**Task directions:**
Return the material exactly, first line through the line containing "import React from", and nothing more. Pictures stay out.

%%

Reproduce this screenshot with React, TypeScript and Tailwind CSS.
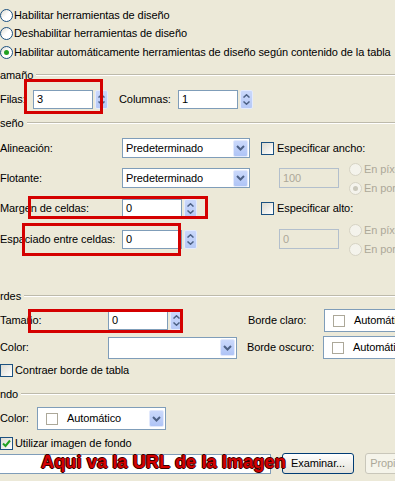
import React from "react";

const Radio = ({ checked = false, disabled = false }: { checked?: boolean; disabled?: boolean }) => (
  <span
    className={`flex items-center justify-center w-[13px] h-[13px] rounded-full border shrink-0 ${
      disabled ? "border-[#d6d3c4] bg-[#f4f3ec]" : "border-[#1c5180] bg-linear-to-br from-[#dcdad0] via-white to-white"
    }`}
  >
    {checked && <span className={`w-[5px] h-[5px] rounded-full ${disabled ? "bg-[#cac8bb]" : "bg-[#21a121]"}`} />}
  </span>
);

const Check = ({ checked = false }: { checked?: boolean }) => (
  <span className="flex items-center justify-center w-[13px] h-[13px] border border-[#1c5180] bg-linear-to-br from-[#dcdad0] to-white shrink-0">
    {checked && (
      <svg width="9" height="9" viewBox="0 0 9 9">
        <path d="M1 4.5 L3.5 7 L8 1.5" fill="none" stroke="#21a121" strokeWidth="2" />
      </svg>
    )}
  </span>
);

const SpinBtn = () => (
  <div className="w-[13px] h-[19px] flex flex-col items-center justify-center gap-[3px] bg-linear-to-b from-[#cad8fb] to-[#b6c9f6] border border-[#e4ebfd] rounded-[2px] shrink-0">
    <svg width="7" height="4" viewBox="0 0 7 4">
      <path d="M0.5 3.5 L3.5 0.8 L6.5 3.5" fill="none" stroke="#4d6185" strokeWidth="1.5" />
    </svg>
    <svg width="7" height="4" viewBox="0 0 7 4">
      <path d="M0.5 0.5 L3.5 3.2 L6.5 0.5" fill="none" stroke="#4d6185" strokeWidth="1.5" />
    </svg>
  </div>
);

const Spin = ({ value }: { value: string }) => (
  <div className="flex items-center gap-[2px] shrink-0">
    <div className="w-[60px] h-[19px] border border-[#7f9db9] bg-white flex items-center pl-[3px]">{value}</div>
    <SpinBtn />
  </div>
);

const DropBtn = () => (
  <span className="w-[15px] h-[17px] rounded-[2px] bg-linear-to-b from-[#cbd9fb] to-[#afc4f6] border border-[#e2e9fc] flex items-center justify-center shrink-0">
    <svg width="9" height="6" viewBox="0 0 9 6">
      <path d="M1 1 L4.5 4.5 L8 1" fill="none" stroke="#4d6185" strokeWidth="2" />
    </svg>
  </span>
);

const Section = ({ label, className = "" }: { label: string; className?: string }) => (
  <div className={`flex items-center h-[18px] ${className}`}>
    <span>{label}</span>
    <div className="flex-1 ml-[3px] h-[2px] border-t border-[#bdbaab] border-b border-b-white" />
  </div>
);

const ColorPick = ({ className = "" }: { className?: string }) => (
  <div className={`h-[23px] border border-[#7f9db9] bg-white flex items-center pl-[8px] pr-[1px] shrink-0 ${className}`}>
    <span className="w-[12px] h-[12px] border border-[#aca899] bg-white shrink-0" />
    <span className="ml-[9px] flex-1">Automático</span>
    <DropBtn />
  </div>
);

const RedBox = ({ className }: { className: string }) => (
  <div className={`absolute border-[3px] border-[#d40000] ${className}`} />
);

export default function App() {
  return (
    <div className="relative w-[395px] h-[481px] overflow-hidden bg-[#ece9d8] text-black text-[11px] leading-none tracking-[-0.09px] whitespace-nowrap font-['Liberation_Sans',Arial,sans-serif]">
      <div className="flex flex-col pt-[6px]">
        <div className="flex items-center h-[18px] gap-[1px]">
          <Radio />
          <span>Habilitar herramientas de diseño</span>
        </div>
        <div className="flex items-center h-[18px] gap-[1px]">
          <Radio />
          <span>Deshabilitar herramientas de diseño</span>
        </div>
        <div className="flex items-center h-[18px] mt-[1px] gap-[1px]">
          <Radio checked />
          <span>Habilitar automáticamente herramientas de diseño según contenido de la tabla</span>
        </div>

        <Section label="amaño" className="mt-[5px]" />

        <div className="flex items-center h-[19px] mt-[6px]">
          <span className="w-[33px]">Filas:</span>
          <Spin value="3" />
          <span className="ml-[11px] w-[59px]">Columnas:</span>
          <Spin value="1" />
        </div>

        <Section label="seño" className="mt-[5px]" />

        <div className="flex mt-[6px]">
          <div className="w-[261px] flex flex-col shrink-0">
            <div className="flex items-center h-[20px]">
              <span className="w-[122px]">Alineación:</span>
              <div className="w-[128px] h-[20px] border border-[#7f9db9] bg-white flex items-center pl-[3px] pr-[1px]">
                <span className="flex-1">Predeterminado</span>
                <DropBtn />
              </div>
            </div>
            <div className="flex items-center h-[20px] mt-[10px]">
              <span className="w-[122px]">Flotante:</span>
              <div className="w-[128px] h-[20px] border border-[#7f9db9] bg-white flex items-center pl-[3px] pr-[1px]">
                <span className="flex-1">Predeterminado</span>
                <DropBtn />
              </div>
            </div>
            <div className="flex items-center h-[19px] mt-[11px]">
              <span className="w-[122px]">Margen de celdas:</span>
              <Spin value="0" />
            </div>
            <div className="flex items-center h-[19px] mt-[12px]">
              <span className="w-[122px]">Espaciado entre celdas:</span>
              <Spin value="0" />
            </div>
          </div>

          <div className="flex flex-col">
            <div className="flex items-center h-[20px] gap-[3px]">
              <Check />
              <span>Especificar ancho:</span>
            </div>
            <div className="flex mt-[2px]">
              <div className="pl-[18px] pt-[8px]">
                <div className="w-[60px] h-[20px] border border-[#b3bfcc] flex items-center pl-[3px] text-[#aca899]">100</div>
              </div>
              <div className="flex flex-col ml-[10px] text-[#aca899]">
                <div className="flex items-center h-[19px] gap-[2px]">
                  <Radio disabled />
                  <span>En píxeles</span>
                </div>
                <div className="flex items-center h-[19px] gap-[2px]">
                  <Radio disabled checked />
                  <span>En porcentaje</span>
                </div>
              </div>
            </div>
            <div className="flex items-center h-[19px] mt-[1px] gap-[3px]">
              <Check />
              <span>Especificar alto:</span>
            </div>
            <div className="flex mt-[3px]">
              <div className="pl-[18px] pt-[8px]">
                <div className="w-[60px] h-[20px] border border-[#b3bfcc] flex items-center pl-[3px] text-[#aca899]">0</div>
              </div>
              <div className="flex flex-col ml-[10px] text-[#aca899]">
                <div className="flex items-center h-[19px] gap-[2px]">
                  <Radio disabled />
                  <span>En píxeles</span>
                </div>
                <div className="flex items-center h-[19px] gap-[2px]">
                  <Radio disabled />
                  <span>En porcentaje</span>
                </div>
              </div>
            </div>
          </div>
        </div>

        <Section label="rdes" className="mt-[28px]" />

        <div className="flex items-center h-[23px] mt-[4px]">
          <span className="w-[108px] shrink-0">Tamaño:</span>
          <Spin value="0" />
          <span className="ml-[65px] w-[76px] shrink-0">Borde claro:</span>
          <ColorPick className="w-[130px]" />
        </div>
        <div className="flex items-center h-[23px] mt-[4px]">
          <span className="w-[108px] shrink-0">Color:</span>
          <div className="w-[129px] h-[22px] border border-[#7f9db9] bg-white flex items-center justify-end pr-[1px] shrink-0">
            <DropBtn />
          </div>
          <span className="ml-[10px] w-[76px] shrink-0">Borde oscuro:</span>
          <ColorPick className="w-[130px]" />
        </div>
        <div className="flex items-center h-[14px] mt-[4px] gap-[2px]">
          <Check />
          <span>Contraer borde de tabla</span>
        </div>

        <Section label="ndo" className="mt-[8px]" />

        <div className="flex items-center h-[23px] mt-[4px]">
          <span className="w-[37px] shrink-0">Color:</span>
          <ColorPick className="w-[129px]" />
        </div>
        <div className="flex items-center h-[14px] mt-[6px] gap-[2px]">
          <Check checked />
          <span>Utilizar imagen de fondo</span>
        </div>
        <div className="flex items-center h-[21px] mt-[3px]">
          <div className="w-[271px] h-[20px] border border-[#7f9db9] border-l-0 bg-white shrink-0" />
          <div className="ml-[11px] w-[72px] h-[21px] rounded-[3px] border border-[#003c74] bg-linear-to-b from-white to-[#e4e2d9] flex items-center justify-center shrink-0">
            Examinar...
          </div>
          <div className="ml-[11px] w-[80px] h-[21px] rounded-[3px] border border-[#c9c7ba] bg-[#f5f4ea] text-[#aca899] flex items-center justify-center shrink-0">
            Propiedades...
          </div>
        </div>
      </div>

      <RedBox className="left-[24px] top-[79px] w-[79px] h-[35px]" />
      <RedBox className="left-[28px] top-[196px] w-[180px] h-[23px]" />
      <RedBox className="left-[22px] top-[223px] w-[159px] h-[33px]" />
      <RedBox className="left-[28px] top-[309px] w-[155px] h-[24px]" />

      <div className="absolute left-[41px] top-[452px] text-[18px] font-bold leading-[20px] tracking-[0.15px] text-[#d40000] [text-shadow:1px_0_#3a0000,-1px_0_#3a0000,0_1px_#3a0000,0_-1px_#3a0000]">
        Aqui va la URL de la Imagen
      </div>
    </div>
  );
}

%%

**Written response:**
Reproduce this screenshot with React, TypeScript and Tailwind CSS.
import React from "react";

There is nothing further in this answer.